As most of you know by now, I tend to think through stuff...a lot.
I'm REALLY big on the "planning" part my new aquariums.
Like, I think through all of the tiny details. Stuff that's pretty stupid, really...But important- like, "Which side of the tank do I place the heater so that the plug can i reach the power strip without being too obvious?"
Shit. I'm crazy, huh? (don't answer that...)
I'm the kind of guy who will spend an entire day just looking into what color and type of background material I intend to use for the tank.
Plumbing parts? Oh, I can literally lose myself in a hardware store. Driftwood? Yikes.
And don't even get me started on substrates! And, of course, I HAD to throw myself into the mix with our own materials...adding to the confusion and choices!
Yeah.
Below is literally my mindset on the whole process. It sounds great on paper, and there is a certain simple logic to it. But it's also where things seemed to go terribly wrong for me:
I mean, every tank should start with some sort of plan, idea, or concept.

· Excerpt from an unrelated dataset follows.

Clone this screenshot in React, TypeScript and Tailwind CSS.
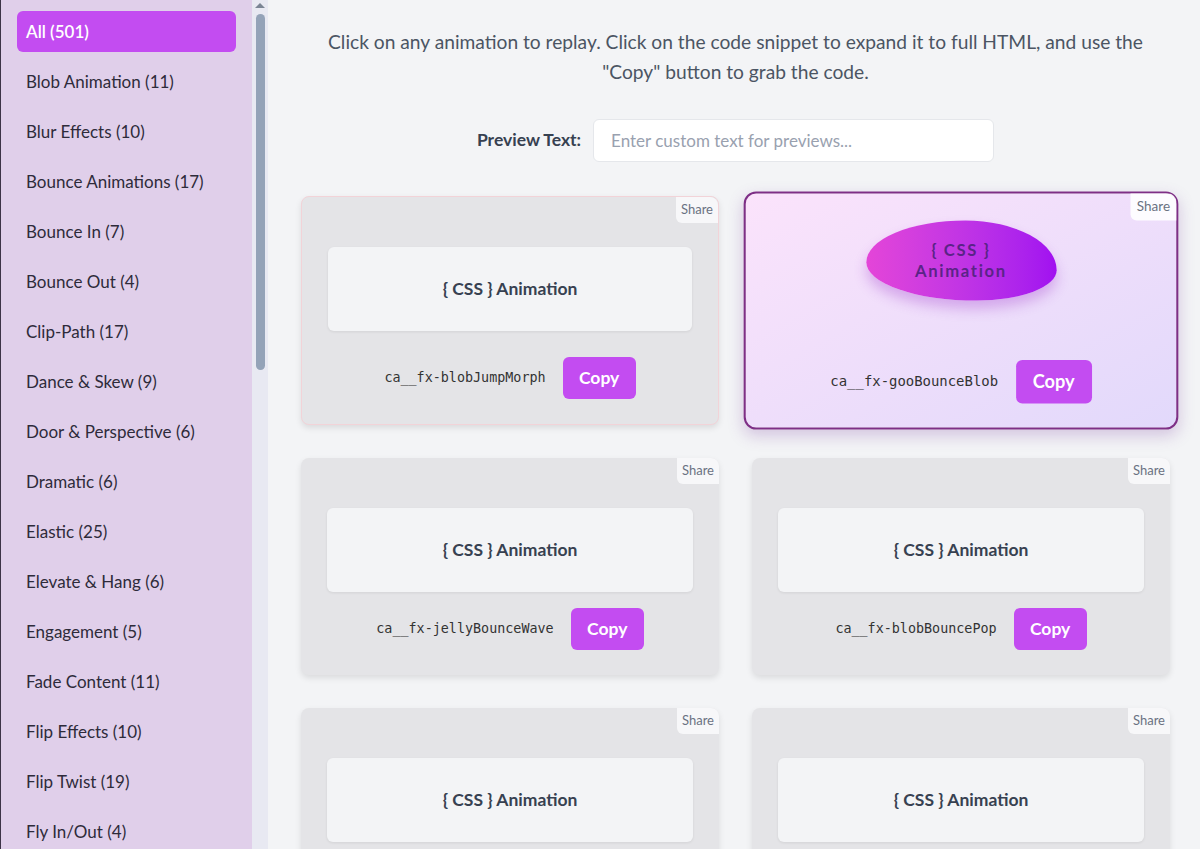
import React, { useState } from 'react';

const categories: string[] = [
  "All (501)", "Blob Animation (11)", "Blur Effects (10)", "Bounce Animations (17)", "Bounce In (7)",
  "Bounce Out (4)", "Clip-Path (17)", "Dance & Skew (9)", "Door & Perspective (6)", "Dramatic (6)",
  "Elastic (25)", "Elevate & Hang (6)", "Engagement (5)", "Fade Content (11)", "Flip Effects (10)",
  "Flip Twist (19)", "Fly In/Out (4)",
];

interface Anim {
  name: string;
  active?: boolean;
  tinted?: boolean;
}

const anims: Anim[] = [
  { name: "ca__fx-blobJumpMorph", tinted: true },
  { name: "ca__fx-gooBounceBlob", active: true },
  { name: "ca__fx-jellyBounceWave" },
  { name: "ca__fx-blobBouncePop" },
  { name: "ca__fx-blobMorphSpin" },
  { name: "ca__fx-liquidBounce" },
];

const CodeRow: React.FC<{ name: string; top: string }> = ({ name, top }) => (
  <div className={`mt-auto ${top} flex items-center justify-center gap-[17px]`}>
    <code className="text-[13.4px] text-[#333] [font-family:'DejaVu_Sans_Mono',monospace]">{name}</code>
    <button className="h-[42px] w-[73px] rounded-md bg-[#c34cf1] text-white font-bold text-[17.5px]">Copy</button>
  </div>
);

const Card: React.FC<{ anim: Anim }> = ({ anim }) => {
  if (anim.active) {
    return (
      <div className="relative flex flex-col rounded-xl border-2 border-[#7e2f86] bg-gradient-to-br from-[#fbe3fb] to-[#e2d9fb] px-[26px] pt-[48px] pb-[23px] scale-[1.04] shadow-[0_6px_14px_rgba(120,60,160,0.25)] z-10">
        <span className="absolute right-0 top-0 rounded-bl-md rounded-tr-lg bg-white/90 px-[6px] py-[3px] text-[13px] text-gray-500">Share</span>
        <div className="h-[84px] flex items-center justify-center">
          <div className="-translate-y-[26px] w-[183px] h-[77px] rounded-[52%_48%_42%_58%/52%_62%_38%_48%] bg-gradient-to-r from-[#e445d8] to-[#a10ff0] shadow-[0_8px_12px_rgba(150,40,200,0.3)] flex flex-col items-center justify-center text-[#5a2487] font-bold text-[16px] leading-[20px] tracking-[0.1em]">
            <span>{"{ CSS }"}</span>
            <span>Animation</span>
          </div>
        </div>
        <CodeRow name={anim.name} top="pt-[28px]" />
      </div>
    );
  }
  return (
    <div className={`relative flex flex-col rounded-lg bg-[#e4e4e7] px-[26px] pt-[50px] pb-[25px] shadow-[0_3px_6px_rgba(0,0,0,0.1)] ${anim.tinted ? 'border border-[#f2d3d8]' : ''}`}>
      <span className="absolute right-0 top-0 rounded-bl-md rounded-tr-lg bg-[#f7f7f9] px-[5px] py-[3px] text-[13px] text-gray-500">Share</span>
      <div className="h-[84px] rounded-md bg-[#f3f4f6] shadow-[0_1px_3px_rgba(0,0,0,0.08)] flex items-center justify-center">
        <span className="font-bold text-[17.5px] text-[#374151]">{"{ CSS } Animation"}</span>
      </div>
      <CodeRow name={anim.name} top="pt-4" />
    </div>
  );
};

export default function App() {
  const [active, setActive] = useState(0);
  const [text, setText] = useState('');

  return (
    <div className="flex h-[849px] w-full overflow-hidden bg-[#f3f4f6] [font-family:Lato,'Noto_Sans',sans-serif]">
      {/* Sidebar */}
      <aside className="flex shrink-0 h-full">
        <nav className="w-[252px] h-full overflow-hidden bg-[#e0cfea] border-l border-[#3d3347] flex flex-col gap-[9px] pt-[11px] px-[16px]">
          {categories.map((c, i) => (
            <button
              key={c}
              onClick={() => setActive(i)}
              className={`h-[41px] shrink-0 px-[9px] rounded-md flex items-center text-left text-[17px] ${
                active === i ? 'bg-[#c34cf1] text-white font-semibold' : 'text-[#2e2b3a]'
              }`}
            >
              {c}
            </button>
          ))}
        </nav>
        {/* scrollbar */}
        <div className="w-[16px] h-full bg-[#e8e9f2] flex flex-col items-center pt-[3px]">
          <div className="w-0 h-0 border-x-[5px] border-x-transparent border-b-[5px] border-b-[#7b8594]" />
          <div className="mt-[6px] w-[9px] h-[356px] rounded-full bg-[#94a3b8]" />
        </div>
      </aside>

      {/* Main */}
      <main className="flex-1 h-full overflow-hidden pl-[33px] pr-[30px] pt-[27px]">
        <p className="text-center text-[19.2px] leading-[30px] text-[#4b5563]">
          Click on any animation to replay. Click on the code snippet to expand it to full HTML, and use the
          <br />
          "Copy" button to grab the code.
        </p>

        <div className="mt-[32px] flex items-center justify-center gap-3">
          <label className="font-bold text-[17.5px] text-[#374151]">Preview Text:</label>
          <input
            value={text}
            onChange={(e) => setText(e.target.value)}
            placeholder="Enter custom text for previews..."
            className="w-[401px] h-[43px] rounded-md border border-gray-200 bg-white px-[17px] text-[17px] text-gray-700 placeholder:text-gray-400 focus:outline-none"
          />
        </div>

        <div className="mt-[34px] grid grid-cols-2 gap-[33px]">
          {anims.map((a) => (
            <Card key={a.name} anim={a} />
          ))}
        </div>
      </main>
    </div>
  );
}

You need to know what kind of fish you're intending to keep pretty early on in the game...like, literally, at the very beginning. The stocking plan is pretty much mission-critical, I'd say. And then, you should decide what kind of environment you're going to keep the cool fishes that you decided upon in.
And then you need to figure out what equipment you need to achieve this. And of course, then comes the "fun" part- putting it all together. I mean, all the planning in the world is kind of a wasted exercise if the tank looks like shit!
Well you know what I mean.
By my estimation, and using this process, the planning of a tank takes like roughly "3 days per gallon." So, a great 50 gallon tank should take...150 days. 5 FREAKING MONTHS? JUST TO PLAN?
Can that be right?
I am crazy. Well, I should say- I was crazy-for a while.
I wasn't always a human glacier, however.
When I was a kid, I would be re-configuring my 10-gallon community tank like monthly. In January, I'd have a Danio community tank. February would be time for Kribs. March would be Mollies in a brackish tank. By April, it was back to fresh in time to mess around with a group of killifish. Well, May was one of those months where my thoughts tuned to..Tetras...and...well, you get the picture.
I was fast. Really fast.
I think part of it was because I was an impatient kid with limited resources and a desire to try tons of different things. Absurdly diverse interests. How else can you explain a 14 year old with memberships in the IBC, AKA, ACA, and ALA? I mean, I had one tank, and ultimately, a couple of tanks, dozens of plastic boxes, and two very understanding, but oft-times frustrated parents!
So that's how the concept of a "fish room" got started!
Yet, there was a big chunk of my aquatic life that had me fall victim to my own obsessive planning thing. I mean, it was like "analysis paralysis." Fortunately, my hobby friends viewed my slow progressions from concept to completion as "disciplined", but the reality was that, inside, I knew I was somehow just spending way too much time and placing way too much emphasis on the planning part of the hobby equation.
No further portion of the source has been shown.